The German rock band The Scorpions is breaking up after more than 40 years together courting controversy and selling more than 100 million recordings, its founder said in an interview published Sunday.

Rudolf Schenker told the weekly Bild am Sonntag that the group, best known for its power ballad "Wind of Change" which became closely associated with the fall of the Berlin Wall 20 years ago, was ready to call it a day.

"Yes, we're quitting," the 61-year-old guitarist said. "We are working on our last album right now and are getting ready for the final tour."

The final release, "Sting In The Tail", on March 19 will be followed by a two- or three-year world tour, said singer Klaus Meine, also 61.

"We're not getting any younger," he said. "We'd rather go out with a killer album and follow our hearts."

Schenker and drummer Wolfgang Dziony started the band in 1965, and Meine joined four years later.

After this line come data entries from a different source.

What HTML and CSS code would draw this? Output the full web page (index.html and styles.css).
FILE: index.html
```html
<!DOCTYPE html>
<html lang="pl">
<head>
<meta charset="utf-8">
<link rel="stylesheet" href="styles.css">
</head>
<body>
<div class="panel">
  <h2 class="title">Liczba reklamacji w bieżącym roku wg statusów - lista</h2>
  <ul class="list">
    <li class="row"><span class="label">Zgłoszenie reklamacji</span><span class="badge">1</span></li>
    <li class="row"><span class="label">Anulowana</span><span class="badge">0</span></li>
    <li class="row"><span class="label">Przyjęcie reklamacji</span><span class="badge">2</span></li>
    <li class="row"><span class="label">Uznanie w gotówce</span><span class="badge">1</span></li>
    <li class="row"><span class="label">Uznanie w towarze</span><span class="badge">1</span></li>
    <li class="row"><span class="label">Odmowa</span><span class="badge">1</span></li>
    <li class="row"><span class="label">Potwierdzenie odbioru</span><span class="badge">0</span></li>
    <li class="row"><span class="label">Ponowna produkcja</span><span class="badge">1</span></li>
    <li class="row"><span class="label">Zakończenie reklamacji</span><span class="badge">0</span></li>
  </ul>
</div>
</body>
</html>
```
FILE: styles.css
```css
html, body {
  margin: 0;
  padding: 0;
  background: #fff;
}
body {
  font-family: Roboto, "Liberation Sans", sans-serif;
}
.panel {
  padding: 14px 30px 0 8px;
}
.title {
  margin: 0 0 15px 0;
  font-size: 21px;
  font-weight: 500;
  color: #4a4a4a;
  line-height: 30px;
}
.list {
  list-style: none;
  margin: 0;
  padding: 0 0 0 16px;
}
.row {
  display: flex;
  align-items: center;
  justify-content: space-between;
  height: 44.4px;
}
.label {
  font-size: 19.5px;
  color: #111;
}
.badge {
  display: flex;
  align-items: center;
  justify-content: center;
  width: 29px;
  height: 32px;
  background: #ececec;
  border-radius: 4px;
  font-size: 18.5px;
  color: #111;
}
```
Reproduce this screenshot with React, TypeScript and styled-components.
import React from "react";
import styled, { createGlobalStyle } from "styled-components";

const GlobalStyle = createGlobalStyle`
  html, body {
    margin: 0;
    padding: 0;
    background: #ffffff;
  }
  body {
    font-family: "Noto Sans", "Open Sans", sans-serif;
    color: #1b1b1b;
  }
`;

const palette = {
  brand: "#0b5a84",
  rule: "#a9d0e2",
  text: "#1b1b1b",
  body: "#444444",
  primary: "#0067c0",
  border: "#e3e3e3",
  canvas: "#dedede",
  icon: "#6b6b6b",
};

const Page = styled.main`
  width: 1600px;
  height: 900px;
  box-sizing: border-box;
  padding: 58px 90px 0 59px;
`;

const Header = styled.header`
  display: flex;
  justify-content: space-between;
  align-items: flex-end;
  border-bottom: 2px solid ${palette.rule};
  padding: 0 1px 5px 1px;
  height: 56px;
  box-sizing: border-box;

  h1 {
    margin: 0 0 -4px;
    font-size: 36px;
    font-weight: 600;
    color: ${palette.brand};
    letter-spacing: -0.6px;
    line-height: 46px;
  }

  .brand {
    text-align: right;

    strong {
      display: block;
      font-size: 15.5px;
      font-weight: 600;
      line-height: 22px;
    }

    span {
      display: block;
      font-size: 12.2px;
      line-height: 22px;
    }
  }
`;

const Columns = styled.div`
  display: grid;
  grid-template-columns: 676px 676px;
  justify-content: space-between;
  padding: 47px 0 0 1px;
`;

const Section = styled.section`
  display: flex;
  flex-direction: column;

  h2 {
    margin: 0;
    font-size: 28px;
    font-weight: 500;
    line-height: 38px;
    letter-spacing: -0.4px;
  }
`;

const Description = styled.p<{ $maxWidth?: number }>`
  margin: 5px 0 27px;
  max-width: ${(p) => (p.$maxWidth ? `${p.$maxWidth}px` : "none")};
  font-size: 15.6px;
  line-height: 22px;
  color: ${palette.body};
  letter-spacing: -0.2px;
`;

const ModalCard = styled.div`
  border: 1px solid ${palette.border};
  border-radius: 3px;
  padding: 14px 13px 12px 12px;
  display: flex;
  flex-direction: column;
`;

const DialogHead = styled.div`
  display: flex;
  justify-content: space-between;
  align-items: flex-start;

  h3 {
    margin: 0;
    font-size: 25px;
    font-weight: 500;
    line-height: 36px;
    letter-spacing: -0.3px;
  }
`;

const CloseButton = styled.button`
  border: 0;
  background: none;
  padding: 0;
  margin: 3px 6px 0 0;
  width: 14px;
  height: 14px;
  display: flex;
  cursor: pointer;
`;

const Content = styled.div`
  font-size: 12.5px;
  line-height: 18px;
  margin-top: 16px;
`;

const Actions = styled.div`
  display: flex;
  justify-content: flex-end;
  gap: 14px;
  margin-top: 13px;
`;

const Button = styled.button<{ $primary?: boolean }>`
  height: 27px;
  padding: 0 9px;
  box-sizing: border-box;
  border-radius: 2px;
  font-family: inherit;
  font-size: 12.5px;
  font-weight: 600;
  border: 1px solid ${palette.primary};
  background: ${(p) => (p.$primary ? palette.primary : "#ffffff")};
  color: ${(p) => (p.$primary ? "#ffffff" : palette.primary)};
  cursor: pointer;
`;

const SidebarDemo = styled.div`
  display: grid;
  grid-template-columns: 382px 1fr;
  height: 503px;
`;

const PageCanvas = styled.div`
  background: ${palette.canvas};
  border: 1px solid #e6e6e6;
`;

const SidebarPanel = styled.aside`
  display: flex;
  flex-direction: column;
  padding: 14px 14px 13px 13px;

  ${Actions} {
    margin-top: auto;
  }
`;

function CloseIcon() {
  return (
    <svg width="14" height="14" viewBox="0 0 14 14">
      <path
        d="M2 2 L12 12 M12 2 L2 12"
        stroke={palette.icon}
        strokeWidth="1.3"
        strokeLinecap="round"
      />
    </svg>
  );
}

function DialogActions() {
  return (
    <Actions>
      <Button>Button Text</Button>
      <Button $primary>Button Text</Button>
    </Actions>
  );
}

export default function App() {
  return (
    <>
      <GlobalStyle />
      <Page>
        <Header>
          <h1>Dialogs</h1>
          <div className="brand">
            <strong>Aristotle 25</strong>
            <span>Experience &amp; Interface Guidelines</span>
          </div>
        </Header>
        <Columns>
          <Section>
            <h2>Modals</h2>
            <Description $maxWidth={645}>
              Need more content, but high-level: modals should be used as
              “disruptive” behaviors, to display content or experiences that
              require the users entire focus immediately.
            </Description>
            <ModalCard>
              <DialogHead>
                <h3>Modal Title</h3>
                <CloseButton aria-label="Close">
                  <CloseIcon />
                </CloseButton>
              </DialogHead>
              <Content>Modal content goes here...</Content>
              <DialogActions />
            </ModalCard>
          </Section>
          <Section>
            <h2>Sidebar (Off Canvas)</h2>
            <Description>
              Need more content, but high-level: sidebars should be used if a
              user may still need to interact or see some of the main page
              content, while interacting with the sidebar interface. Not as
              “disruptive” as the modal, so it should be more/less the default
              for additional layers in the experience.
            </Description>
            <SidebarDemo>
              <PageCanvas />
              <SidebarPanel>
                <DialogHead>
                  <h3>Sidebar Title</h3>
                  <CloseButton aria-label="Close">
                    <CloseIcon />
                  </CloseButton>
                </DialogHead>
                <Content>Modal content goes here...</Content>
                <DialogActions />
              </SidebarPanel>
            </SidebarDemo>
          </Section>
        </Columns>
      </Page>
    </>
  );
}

In 1976, the band ran into trouble when it released the album "Virgin Killer" featuring a picture of a naked prepubescent girl on its cover.

The photograph was replaced after a storm of controversy in countries such as the United States and Britain.

"The Scorpions" scored their first top-10 hit in 1984 with "Still Loving You" and made the charts with anthems like "Rock You Like a Hurricane", "No One Like You" and "Send Me an Angel".

Over the years, they replaced four bassists, six drummers and two guitarists.

"Wind of Change" came out in 1990, a few months after the fall of the Berlin Wall, and became 1991's biggest-selling single worldwide. It led to an invitation that year to play for Soviet leader Mikhail Gorbachev at the Kremlin.

"We totally lived our dream," Meine told Bild am Sonntag. "We achieved everything you can achieve with a rock band."